L’idée d’avoir des champions nationaux voire sous-régionaux, vous séduit-elle ? Quels sont les critères qui devraient alors entrer en ligne de compte ?
L’idée des champions nationaux ou sous-régionaux est effectivement sensée dans la mesure où ces entreprises sont aptes à booster la production et à renforcer le volume des exportations à ces deux niveaux. Les critères ici supposés être ceux de création de valeur ajoutée, d’exportation des manufacturés, de création d’emplois et de développement de pôles ou de concurrents régionaux. Ces entreprises auraient alors signé des contrats de performance autour de ces objectifs définis en vue de favoriser les effets multiplicateurs de création de richesses nationales ou régionales.
En tant qu’acteur de la consolidation de la Zlecaf, êtes-vous à votre aise avec des concepts tels que le patriotisme économique ou l’import-substitution ?Ou les considérez-vous comme des obstacles ?
En tant qu’acteur, je pense que ces concepts peuvent aussi être portés et implémentés au niveau continental. On dirait alors : « Je suis Africain, donc je consomme en priorité africain et l’Afrique doit produire en priorité ce qu’elle consomme et consomme ce qu’elle produit ». C’est aussi ce à quoi devrait servir la ZLECAf. Il n’est pas normal par exemple que l’Afrique continue de dépendre du blé venu d’ailleurs alors que le continent a du potentiel et que des ressources en matière d’exportation existent en terme de demande. Je plaide pour le « patriotisme économique continental » qu’on peut encore appeler du « panafricanisme économique ».
Quels sont les chantiers immédiats de votre structure ?
Le premier chantier est celui de la finalisation des négociations. Pour la première phase, il y a encore des domaines tels que les règles d’origine conclues à hauteur de 88,7 % (il reste essentiellement les automobiles et le textile), le commerce des services, le traitement des produits issus des Zones Economiques Spéciales, ainsi que le traitement des industries naissantes.
Pour la seconde phase, il y a l’élaboration des protocoles sur le commerce électronique, les femmes et les jeunes dans le commerce et les éléments complémentaires des protocoles sur la politique de concurrence, les investissements et la propriété intellectuelle qui ont été adoptés au mois d ‘octobre 2022 à Libreville.
Il faut de prime à bord signaler que le commerce entre l’Afrique centrale et le reste de l’Afrique n’est pas très développé à cause des problèmes sus-évoqués.
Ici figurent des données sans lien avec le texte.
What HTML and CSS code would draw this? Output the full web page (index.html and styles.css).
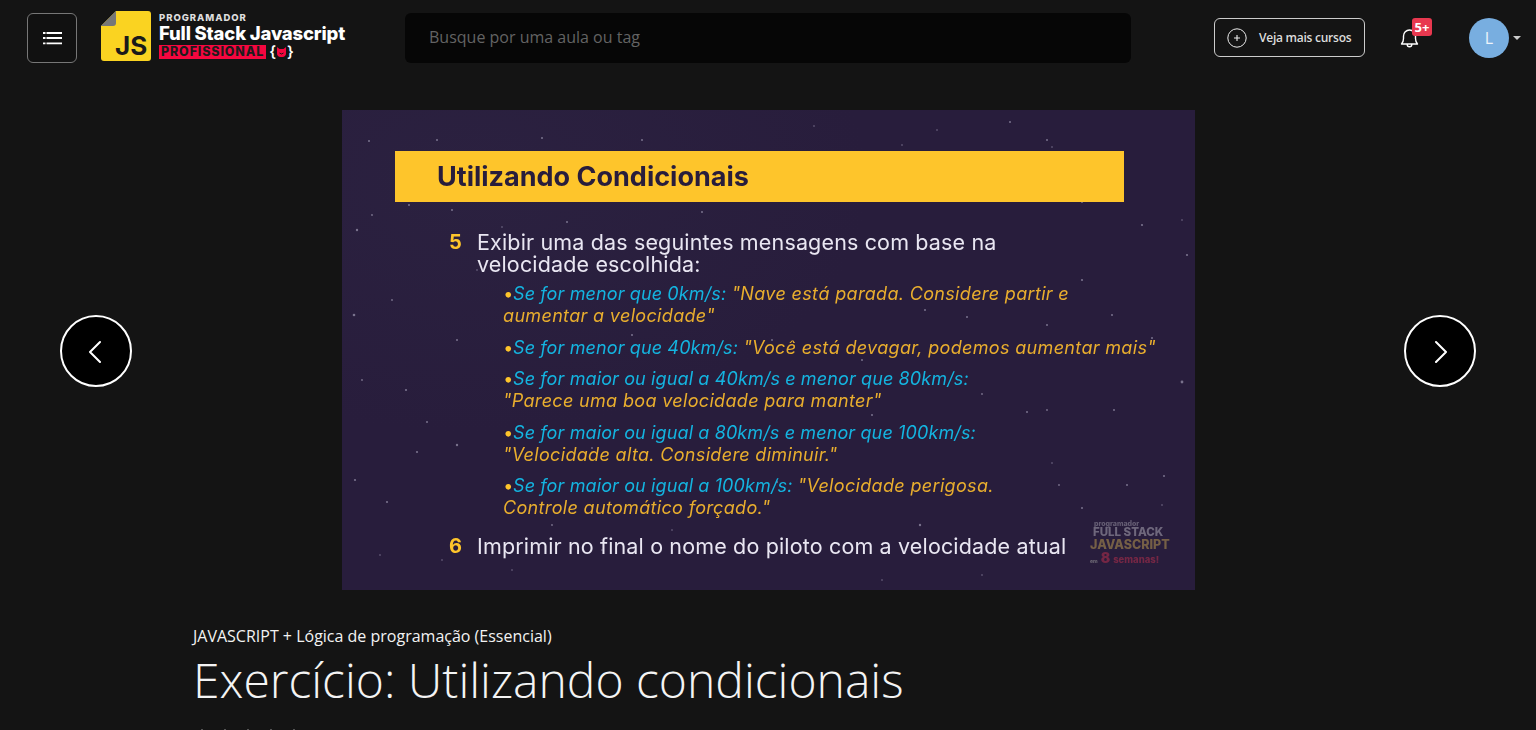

Mais le potentiel existe. Parmi les produits en vue, on peut citer l’agroalimentaire qui est un secteur pour lequel notre région a un gros avantage comparatif. On devrait ajouter les produits de l’artisanat, du cosmétique, de l’industrie de la savonnerie qui inclut l’huile de palme comme matière première, de la papeterie, de l’industrie de l’aluminium, etc.
Pour la mise en œuvre de l’Accord, il s’agira de poursuivre l’initiative du commerce guidé avec les sept premiers pays et d’amener les autres États Parties à les rejoindre. L’idée ici est d’augmenter le volume du commerce préférentiel en Afrique.
Il s’agit enfin de compléter le nombre de signatures à cinquante-cinq et d’amener tous les pays signataires à ratifier l’Accord pour que la ZLECAf devienne définitivement cet instrument d’intégration inclusif, c’est-à-dire au bénéfice de tous les peuples de notre continent, sans exception.